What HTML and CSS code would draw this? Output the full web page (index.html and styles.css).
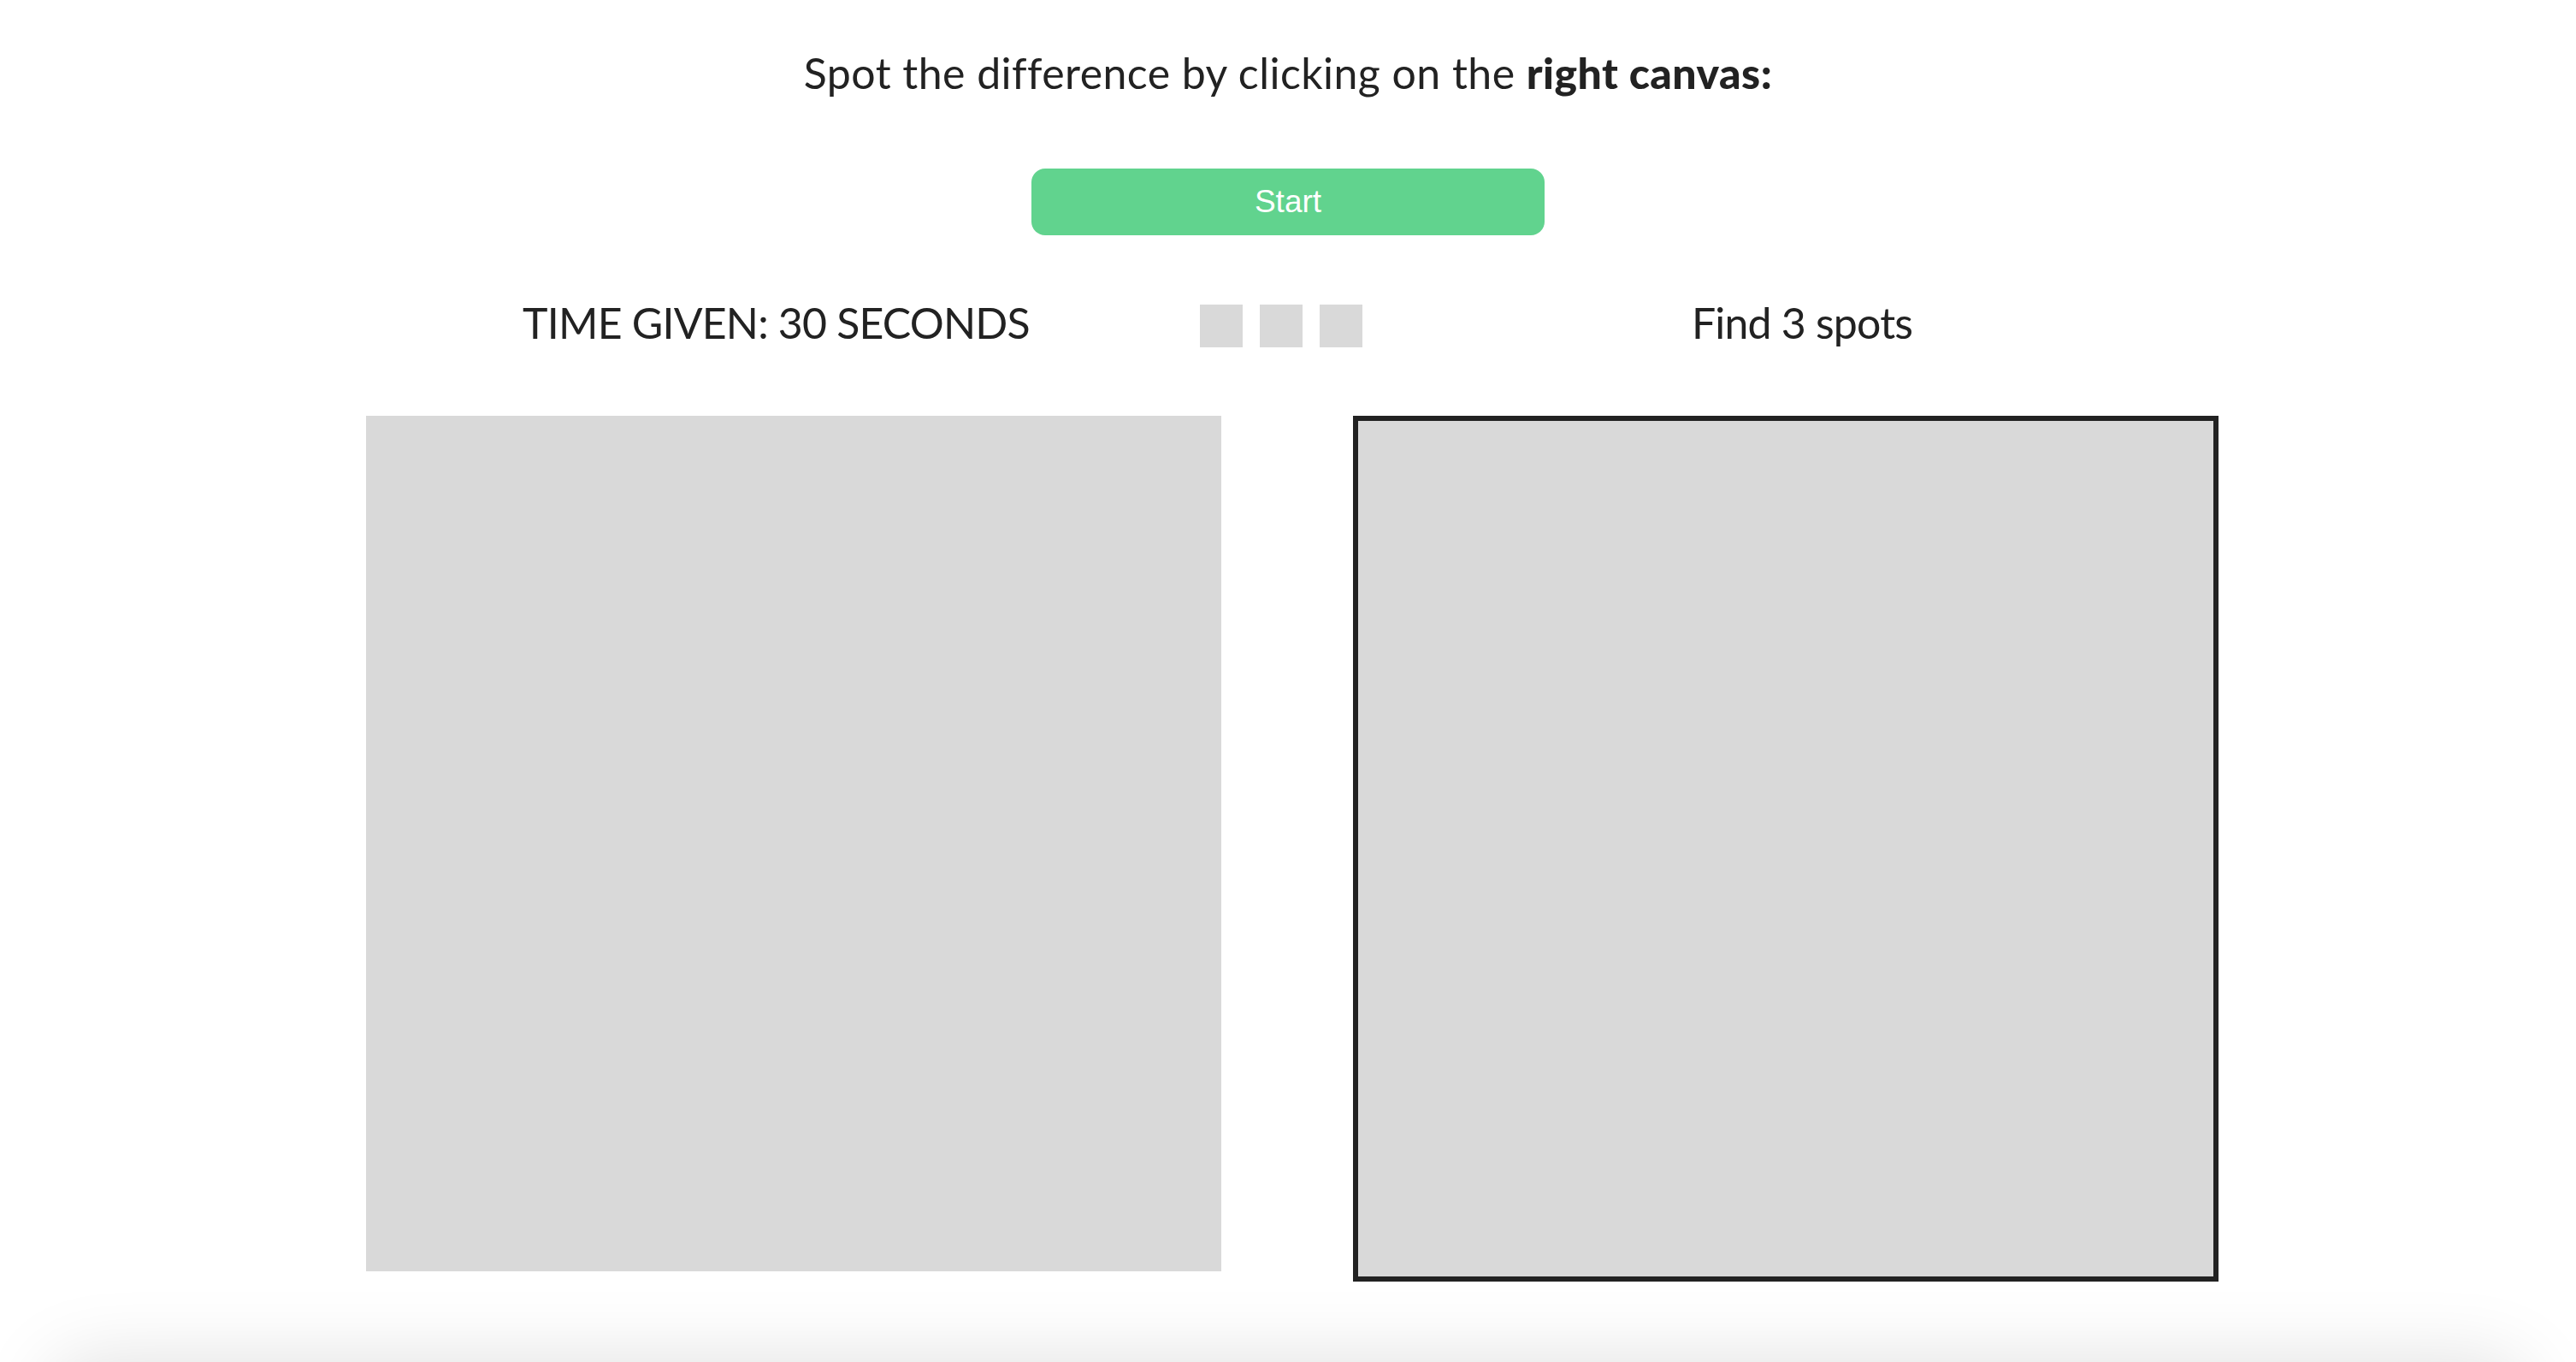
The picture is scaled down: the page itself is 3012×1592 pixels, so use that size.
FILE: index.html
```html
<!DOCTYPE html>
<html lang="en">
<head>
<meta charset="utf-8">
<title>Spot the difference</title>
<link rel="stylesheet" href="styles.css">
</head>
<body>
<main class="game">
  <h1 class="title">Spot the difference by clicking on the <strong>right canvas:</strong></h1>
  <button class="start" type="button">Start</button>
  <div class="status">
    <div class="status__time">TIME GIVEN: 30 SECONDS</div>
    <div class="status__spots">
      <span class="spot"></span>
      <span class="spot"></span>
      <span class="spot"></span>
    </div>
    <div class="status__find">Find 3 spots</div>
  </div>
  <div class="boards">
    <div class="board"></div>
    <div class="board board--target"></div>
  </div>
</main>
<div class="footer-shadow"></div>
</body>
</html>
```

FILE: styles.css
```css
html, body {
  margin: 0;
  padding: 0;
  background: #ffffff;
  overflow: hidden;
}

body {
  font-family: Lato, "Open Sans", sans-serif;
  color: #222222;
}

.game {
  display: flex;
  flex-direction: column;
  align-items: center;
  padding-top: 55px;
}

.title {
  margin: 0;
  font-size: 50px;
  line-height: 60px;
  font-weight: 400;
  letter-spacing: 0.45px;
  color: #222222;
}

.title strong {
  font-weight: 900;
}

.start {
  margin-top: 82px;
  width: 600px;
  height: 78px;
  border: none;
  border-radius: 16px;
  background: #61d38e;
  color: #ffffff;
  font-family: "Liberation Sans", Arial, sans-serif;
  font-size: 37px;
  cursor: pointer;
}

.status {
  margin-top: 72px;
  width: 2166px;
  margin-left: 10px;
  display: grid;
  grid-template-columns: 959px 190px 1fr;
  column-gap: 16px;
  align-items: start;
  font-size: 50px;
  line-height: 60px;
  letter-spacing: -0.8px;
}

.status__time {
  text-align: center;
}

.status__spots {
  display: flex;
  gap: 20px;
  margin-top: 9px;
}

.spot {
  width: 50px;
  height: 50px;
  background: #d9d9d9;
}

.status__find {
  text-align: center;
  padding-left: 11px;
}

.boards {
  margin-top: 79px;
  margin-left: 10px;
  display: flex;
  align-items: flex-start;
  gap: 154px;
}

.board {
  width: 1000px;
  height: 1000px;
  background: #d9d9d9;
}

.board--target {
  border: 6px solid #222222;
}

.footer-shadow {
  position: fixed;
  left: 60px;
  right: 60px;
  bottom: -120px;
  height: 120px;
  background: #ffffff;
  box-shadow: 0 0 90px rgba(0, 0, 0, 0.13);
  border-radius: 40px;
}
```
+ + + +
## AIM
Show each line of the listing that holds the string "size".

## COMPLETE OUTPUT
The picture is scaled down: the page itself is 3012×1592 pixels, so use that size.
  font-size: 50px;
  font-size: 37px;
  font-size: 50px;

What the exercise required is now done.